O início de "Pecados Inocentes" me fez lembrar da frase atribuída ao pensador Rousseau, que declarou que os homens nascem bons, é a sociedade que os corrompe. O narrador nos informa que ele é o sorridente bebê que vemos em cena, fruto do fogo que é sua mãe, Barbara, e do gelo que é seu pai Brooks (Stephen Dillane). Bárbara é interpretada por Julianne Moore em uma daquelas performances que são maiores (e talvez melhores) que o próprio filme. Ela é uma mulher que se casou pelo dinheiro de Brooks Bakaeland, herdeiro do inventor da "Bakelita", um tipo de plástico que trouxe fortuna à família. Bárbara é um furacão de emoções contraditórias e gosta de ser o centro das atenções. Ela ama seu bebê mas, ao sair para uma reunião no famoso Stork Club, em Nova York, fica ensaiando como é que vai se referir a ele para as outras pessoas. "Devo chamá-lo de Anthony ou de Tony?". Ela mantém cartões de visitas de famílias ilustres, como os Duchamp, à vista na entrada das várias casas em que a família mora com o passar dos anos. O filme se passa de 1946 a 1972 em cidades como Nova York, Paris e Londres, além do litoral quente da Espanha.

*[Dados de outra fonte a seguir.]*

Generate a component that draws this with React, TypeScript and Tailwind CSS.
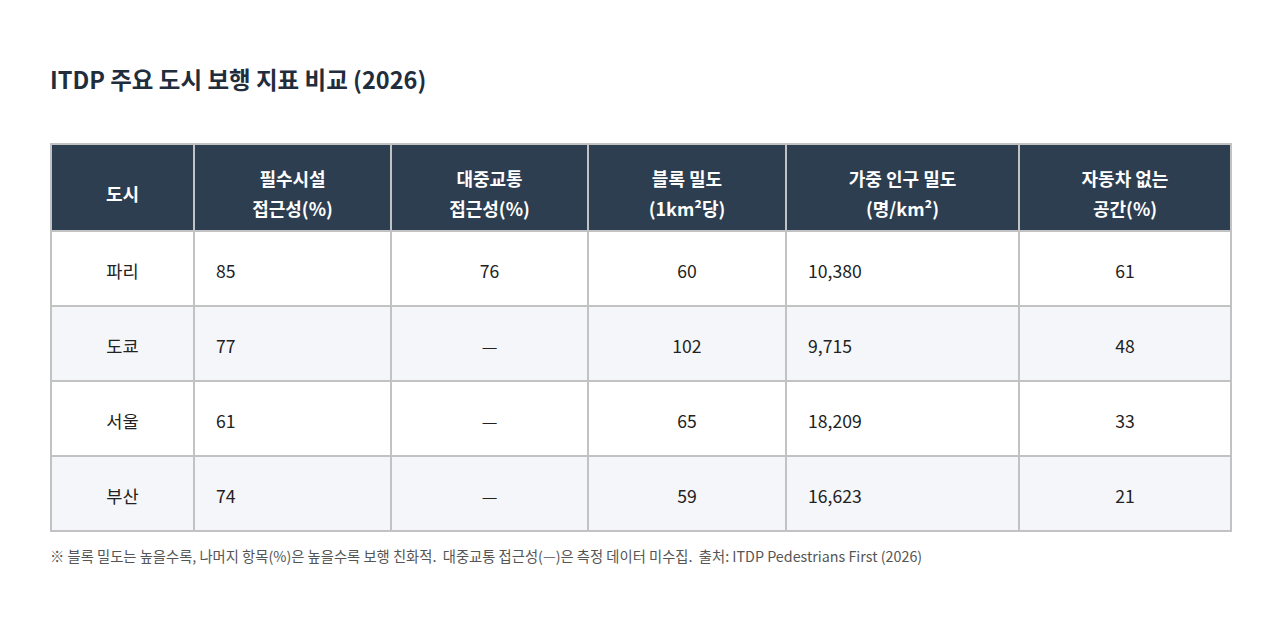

Tony, o filho, vai crescendo sob a influência sempre presente da mãe, que o mima e o treina para se comportar bem diante dos convidados. Brooks, o pai, tem aquele ar cansado de quem precisa de um momento para si mesmo. Ele venera a história da família, principalmente o avô, e tenta lidar com as mudanças de humor da esposa, sem sucesso. Há uma cena forte em que, como que se vingando de Bárbara, o filme mostra Brooks fazendo sexo anal com ela, violentamente. O diretor de "Pecados Inocentes" (Savage Grace, 2007) é Tom Kalin, que faz do filme um espetáculo curioso. A produção é impecável e ele é todo tomado por cores fortes, bela fotografia ao ar livre e um bom elenco. Mas é tudo aparência. Por baixo, o mundo cheio de dinheiro dos Bakaelend está claramente com problemas. Tony cresce e se transforma em um jovem (interpretado por Eddie Redmayne) que é culto, rico e bonito, mas que ainda sofre com a influência de Bárbara e com a indiferença de Brooks. Na Espanha ele até tenta se envolver com uma bela garota chamada Blanca (Elena Anaya), mas sua opção sexual é claramente outra. Para complicar, o pai Brooks vê em Blanca uma chance de mudar de vida e se separa de Bárbara para morar com ela.
O filme é tão bonito plasticamente e a interpretação de Julianne Moore tão forte que fica difícil julgar se "Savage Grace", por si só, é um bom filme ou não. O diretor não tem pudores em mostrar cenas de nus masculinos e femininos ou cenas de homossexualismo. Julianne Moore atrai tanta atenção que a função de Anthony na trama fica diminuida mas, perto do final, seus problemas se tornam mais evidentes. A relação com a mãe é tão próxima que não tem barreiras, sejam mentais ou físicas (como em uma cena edipiana de sexo que pode chocar muita gente). Confesso que não sabia que o roteiro é baseado em uma história real (tirada do livro de Nathalie Robins e Steven M. L. Aronson) sobre um crime chocante que ocorreu em 1972. O filme é interessante e bem feito. Mas não é daquele tipo para sair "contente" do cinema.